» **MATERIAL**
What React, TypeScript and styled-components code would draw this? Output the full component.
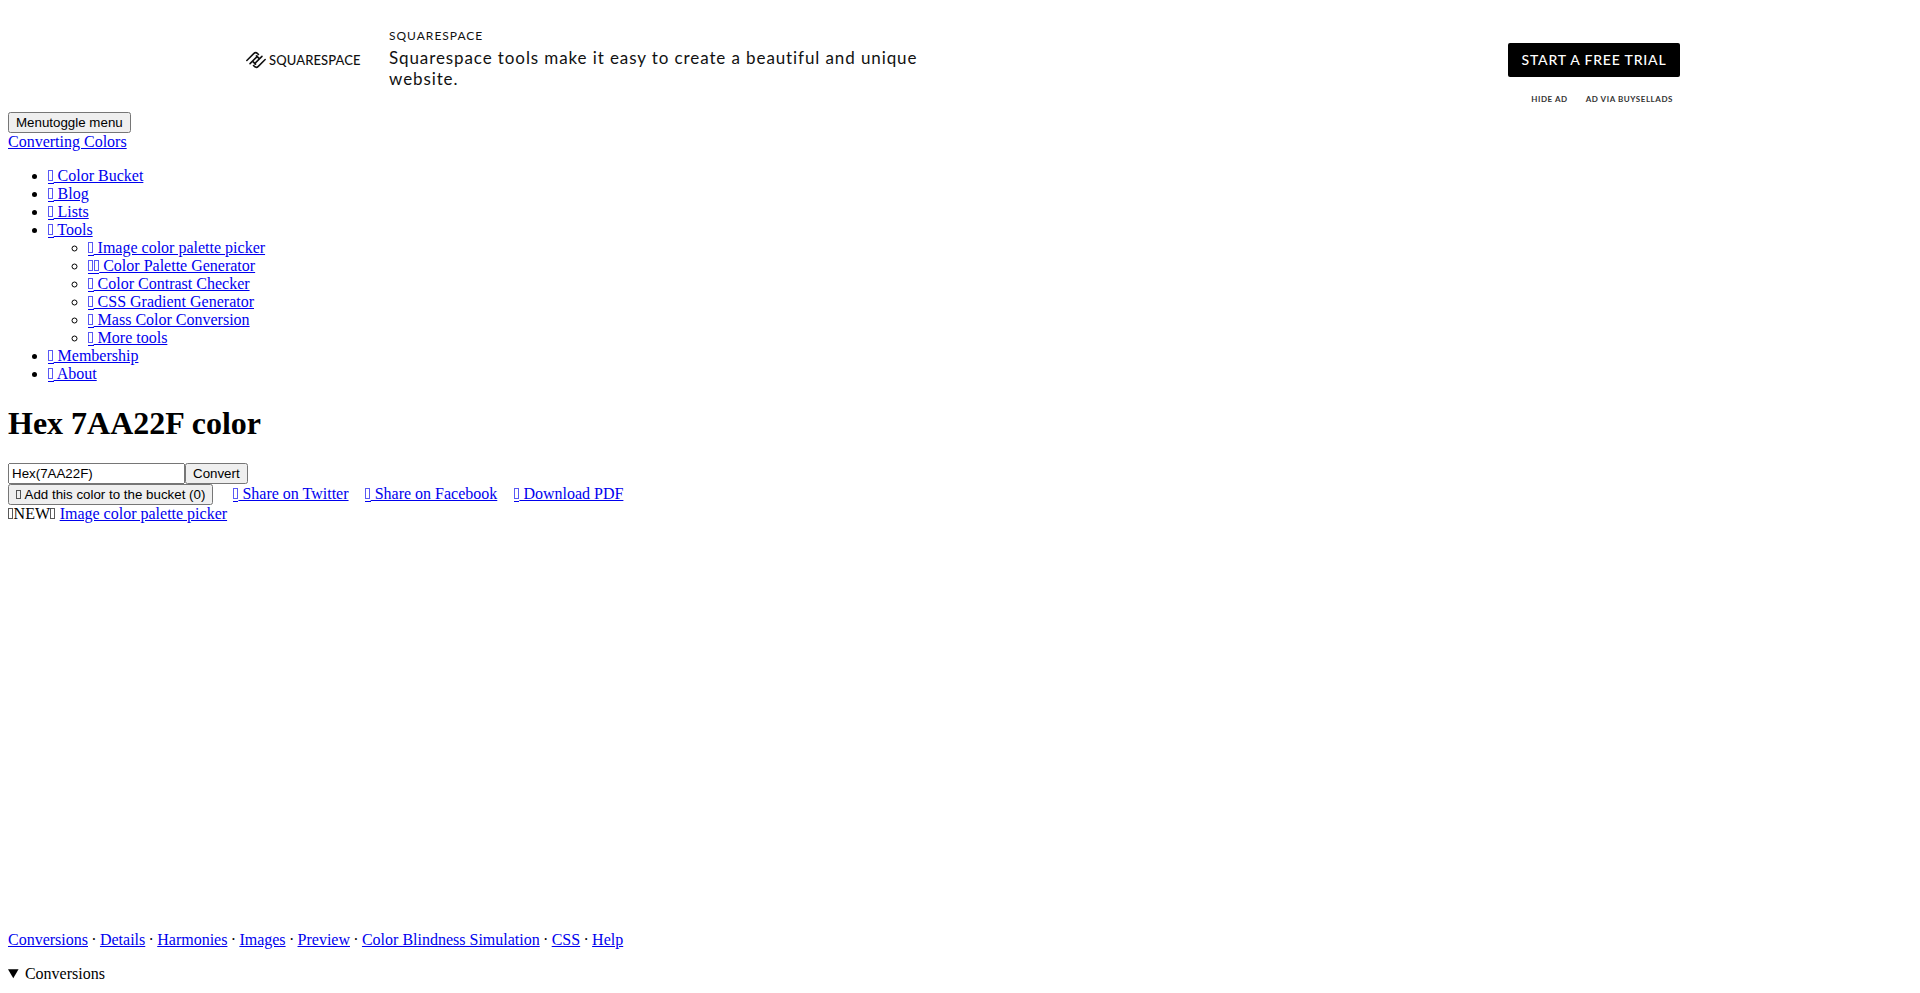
import React from 'react'
import styled, { createGlobalStyle } from 'styled-components'

const GlobalStyle = createGlobalStyle`
    body {
        margin: 8px;
        font-family: 'Liberation Serif', serif;
        font-size: 16px;
        color: #000;
        background: #fff;
    }
`

const Ad = styled.div`
    height: 104px;
    box-sizing: border-box;
    padding: 0 232px 0 232px;
    display: flex;
    flex-direction: column;
    font-family: Lato, sans-serif;
    color: #111;
`

const AdMain = styled.div`
    display: flex;
    align-items: center;
    margin-top: 20px;
`

const AdLogo = styled.div`
    display: flex;
    align-items: center;
    gap: 2px;
    width: 149px;
    padding: 2px 0 0 5px;
    box-sizing: border-box;
    font-size: 13px;
    font-weight: 500;
    letter-spacing: 0.1px;
`

const AdCopy = styled.div`
    width: 540px;
    flex: none;
`

const AdCompany = styled.div`
    font-size: 12px;
    line-height: 15px;
    letter-spacing: 1px;
    margin-bottom: 4px;
`

const AdText = styled.div`
    font-size: 17px;
    line-height: 21px;
    letter-spacing: 0.9px;
`

const AdButton = styled.a`
    margin-left: auto;
    margin-top: 3px;
    width: 172px;
    height: 34px;
    box-sizing: border-box;
    padding-bottom: 2px;
    display: flex;
    align-items: center;
    justify-content: center;
    background: #000;
    color: #fff;
    border-radius: 2px;
    font-size: 14px;
    font-weight: 500;
    letter-spacing: 0.8px;
`

const AdFooter = styled.div`
    display: flex;
    justify-content: flex-end;
    gap: 18px;
    padding-right: 7px;
    margin-top: 3px;
    font-size: 8px;
    font-weight: 700;
    line-height: 14px;
    letter-spacing: 0.55px;
    color: #333;
`

const FormButton = styled.button`
    font-family: 'Liberation Sans', sans-serif;
    font-size: 13.3333px;
`

const BucketButton = styled(FormButton)`
    margin-right: 3px;
`

const ColorInput = styled.input`
    box-sizing: border-box;
    width: 177px;
    font-family: 'Liberation Sans', sans-serif;
    font-size: 13.3333px;
`

const Heading = styled.h1`
    margin: 22px 0 21px;
`

const ShareLink = styled.a`
    margin-left: 12.5px;
`

const ColorBlock = styled.div`
    height: 408px;
`

const SectionNav = styled.p`
    margin: 0 0 16px;
`

const Dot = styled.span`
    margin: 0 -0.7px;
`

const Summary = styled.summary`
    cursor: pointer;
`

// missing-glyph box, the icon font of the original page never loaded
const Tofu = styled.span`
    display: inline-block;
    position: relative;
    box-sizing: border-box;
    width: 5px;
    height: 0.7em;
    margin-right: 0.6px;
    border: 1px solid color-mix(in srgb, currentColor 65%, transparent);

    a &::after {
        content: '';
        position: absolute;
        left: -1px;
        right: -1.6px;
        bottom: -4px;
        height: 1px;
        background: currentColor;
    }
`

const LogoMark = () => (
    <svg width="22" height="22" viewBox="0 0 24 24" fill="none" stroke="#111" strokeWidth="1.7" strokeLinecap="round">
        <path d="M2 12.5 L9.5 5 a3 3 0 0 1 4.2 0 l1 1 M5.5 16 L13.5 8 M11.5 16.5 L8.5 13.5" />
        <path d="M22 11.5 L14.5 19 a3 3 0 0 1 -4.2 0 l-1 -1 M18.5 8 L10.5 16 M12.5 7.5 L15.5 10.5" />
    </svg>
)

const App: React.FunctionComponent = () => (
    <>
        <GlobalStyle />
        <Ad>
            <AdMain>
                <AdLogo>
                    <LogoMark />
                    SQUARESPACE
                </AdLogo>
                <AdCopy>
                    <AdCompany>SQUARESPACE</AdCompany>
                    <AdText>Squarespace tools make it easy to create a beautiful and unique website.</AdText>
                </AdCopy>
                <AdButton>START A FREE TRIAL</AdButton>
            </AdMain>
            <AdFooter>
                <span>HIDE AD</span>
                <span>AD VIA BUYSELLADS</span>
            </AdFooter>
        </Ad>
        <FormButton>Menu<span>toggle menu</span></FormButton>
        <div>
            <a href="#">Converting Colors</a>
        </div>
        <ul>
            <li><a href="#"><Tofu /> Color Bucket</a></li>
            <li><a href="#"><Tofu /> Blog</a></li>
            <li><a href="#"><Tofu /> Lists</a></li>
            <li>
                <a href="#"><Tofu /> Tools</a>
                <ul>
                    <li><a href="#"><Tofu /> Image color palette picker</a></li>
                    <li><a href="#"><Tofu /><Tofu /> Color Palette Generator</a></li>
                    <li><a href="#"><Tofu /> Color Contrast Checker</a></li>
                    <li><a href="#"><Tofu /> CSS Gradient Generator</a></li>
                    <li><a href="#"><Tofu /> Mass Color Conversion</a></li>
                    <li><a href="#"><Tofu /> More tools</a></li>
                </ul>
            </li>
            <li><a href="#"><Tofu /> Membership</a></li>
            <li><a href="#"><Tofu /> About</a></li>
        </ul>
        <Heading>Hex 7AA22F color</Heading>
        <form>
            <ColorInput type="text" defaultValue="Hex(7AA22F)" />
            <FormButton type="button">Convert</FormButton>
        </form>
        <div>
            <BucketButton><Tofu /> Add this color to the bucket (0)</BucketButton>
            {' '}
            <ShareLink href="#"><Tofu /> Share on Twitter</ShareLink>
            {' '}
            <ShareLink href="#"><Tofu /> Share on Facebook</ShareLink>
            {' '}
            <ShareLink href="#"><Tofu /> Download PDF</ShareLink>
        </div>
        <div>
            <Tofu />NEW<Tofu /> <a href="#">Image color palette picker</a>
        </div>
        <ColorBlock />
        <SectionNav>
            <a href="#">Conversions</a> <Dot>·</Dot> <a href="#">Details</a> <Dot>·</Dot> <a href="#">Harmonies</a> <Dot>·</Dot> <a href="#">Images</a> <Dot>·</Dot> <a href="#">Preview</a> <Dot>·</Dot> <a href="#">Color Blindness Simulation</a> <Dot>·</Dot> <a href="#">CSS</a> <Dot>·</Dot> <a href="#">Help</a>
        </SectionNav>
        <details open>
            <Summary>Conversions</Summary>
        </details>
    </>
)

export default App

» **WHAT THIS TASK INVOLVES**
Skip the pictures, then retype every line above exactly.

» **SOLVED PROBLEM**
What React, TypeScript and styled-components code would draw this? Output the full component.
import React from 'react'
import styled, { createGlobalStyle } from 'styled-components'

const GlobalStyle = createGlobalStyle`
    body {
        margin: 8px;
        font-family: 'Liberation Serif', serif;
        font-size: 16px;
        color: #000;
        background: #fff;
    }
`

const Ad = styled.div`
    height: 104px;
    box-sizing: border-box;
    padding: 0 232px 0 232px;
    display: flex;
    flex-direction: column;
    font-family: Lato, sans-serif;
    color: #111;
`

const AdMain = styled.div`
    display: flex;
    align-items: center;
    margin-top: 20px;
`

const AdLogo = styled.div`
    display: flex;
    align-items: center;
    gap: 2px;
    width: 149px;
    padding: 2px 0 0 5px;
    box-sizing: border-box;
    font-size: 13px;
    font-weight: 500;
    letter-spacing: 0.1px;
`

const AdCopy = styled.div`
    width: 540px;
    flex: none;
`

const AdCompany = styled.div`
    font-size: 12px;
    line-height: 15px;
    letter-spacing: 1px;
    margin-bottom: 4px;
`

const AdText = styled.div`
    font-size: 17px;
    line-height: 21px;
    letter-spacing: 0.9px;
`

const AdButton = styled.a`
    margin-left: auto;
    margin-top: 3px;
    width: 172px;
    height: 34px;
    box-sizing: border-box;
    padding-bottom: 2px;
    display: flex;
    align-items: center;
    justify-content: center;
    background: #000;
    color: #fff;
    border-radius: 2px;
    font-size: 14px;
    font-weight: 500;
    letter-spacing: 0.8px;
`

const AdFooter = styled.div`
    display: flex;
    justify-content: flex-end;
    gap: 18px;
    padding-right: 7px;
    margin-top: 3px;
    font-size: 8px;
    font-weight: 700;
    line-height: 14px;
    letter-spacing: 0.55px;
    color: #333;
`

const FormButton = styled.button`
    font-family: 'Liberation Sans', sans-serif;
    font-size: 13.3333px;
`

const BucketButton = styled(FormButton)`
    margin-right: 3px;
`

const ColorInput = styled.input`
    box-sizing: border-box;
    width: 177px;
    font-family: 'Liberation Sans', sans-serif;
    font-size: 13.3333px;
`

const Heading = styled.h1`
    margin: 22px 0 21px;
`

const ShareLink = styled.a`
    margin-left: 12.5px;
`

const ColorBlock = styled.div`
    height: 408px;
`

const SectionNav = styled.p`
    margin: 0 0 16px;
`

const Dot = styled.span`
    margin: 0 -0.7px;
`

const Summary = styled.summary`
    cursor: pointer;
`

// missing-glyph box, the icon font of the original page never loaded
const Tofu = styled.span`
    display: inline-block;
    position: relative;
    box-sizing: border-box;
    width: 5px;
    height: 0.7em;
    margin-right: 0.6px;
    border: 1px solid color-mix(in srgb, currentColor 65%, transparent);

    a &::after {
        content: '';
        position: absolute;
        left: -1px;
        right: -1.6px;
        bottom: -4px;
        height: 1px;
        background: currentColor;
    }
`

const LogoMark = () => (
    <svg width="22" height="22" viewBox="0 0 24 24" fill="none" stroke="#111" strokeWidth="1.7" strokeLinecap="round">
        <path d="M2 12.5 L9.5 5 a3 3 0 0 1 4.2 0 l1 1 M5.5 16 L13.5 8 M11.5 16.5 L8.5 13.5" />
        <path d="M22 11.5 L14.5 19 a3 3 0 0 1 -4.2 0 l-1 -1 M18.5 8 L10.5 16 M12.5 7.5 L15.5 10.5" />
    </svg>
)

const App: React.FunctionComponent = () => (
    <>
        <GlobalStyle />
        <Ad>
            <AdMain>
                <AdLogo>
                    <LogoMark />
                    SQUARESPACE
                </AdLogo>
                <AdCopy>
                    <AdCompany>SQUARESPACE</AdCompany>
                    <AdText>Squarespace tools make it easy to create a beautiful and unique website.</AdText>
                </AdCopy>
                <AdButton>START A FREE TRIAL</AdButton>
            </AdMain>
            <AdFooter>
                <span>HIDE AD</span>
                <span>AD VIA BUYSELLADS</span>
            </AdFooter>
        </Ad>
        <FormButton>Menu<span>toggle menu</span></FormButton>
        <div>
            <a href="#">Converting Colors</a>
        </div>
        <ul>
            <li><a href="#"><Tofu /> Color Bucket</a></li>
            <li><a href="#"><Tofu /> Blog</a></li>
            <li><a href="#"><Tofu /> Lists</a></li>
            <li>
                <a href="#"><Tofu /> Tools</a>
                <ul>
                    <li><a href="#"><Tofu /> Image color palette picker</a></li>
                    <li><a href="#"><Tofu /><Tofu /> Color Palette Generator</a></li>
                    <li><a href="#"><Tofu /> Color Contrast Checker</a></li>
                    <li><a href="#"><Tofu /> CSS Gradient Generator</a></li>
                    <li><a href="#"><Tofu /> Mass Color Conversion</a></li>
                    <li><a href="#"><Tofu /> More tools</a></li>
                </ul>
            </li>
            <li><a href="#"><Tofu /> Membership</a></li>
            <li><a href="#"><Tofu /> About</a></li>
        </ul>
        <Heading>Hex 7AA22F color</Heading>
        <form>
            <ColorInput type="text" defaultValue="Hex(7AA22F)" />
            <FormButton type="button">Convert</FormButton>
        </form>
        <div>
            <BucketButton><Tofu /> Add this color to the bucket (0)</BucketButton>
            {' '}
            <ShareLink href="#"><Tofu /> Share on Twitter</ShareLink>
            {' '}
            <ShareLink href="#"><Tofu /> Share on Facebook</ShareLink>
            {' '}
            <ShareLink href="#"><Tofu /> Download PDF</ShareLink>
        </div>
        <div>
            <Tofu />NEW<Tofu /> <a href="#">Image color palette picker</a>
        </div>
        <ColorBlock />
        <SectionNav>
            <a href="#">Conversions</a> <Dot>·</Dot> <a href="#">Details</a> <Dot>·</Dot> <a href="#">Harmonies</a> <Dot>·</Dot> <a href="#">Images</a> <Dot>·</Dot> <a href="#">Preview</a> <Dot>·</Dot> <a href="#">Color Blindness Simulation</a> <Dot>·</Dot> <a href="#">CSS</a> <Dot>·</Dot> <a href="#">Help</a>
        </SectionNav>
        <details open>
            <Summary>Conversions</Summary>
        </details>
    </>
)

export default App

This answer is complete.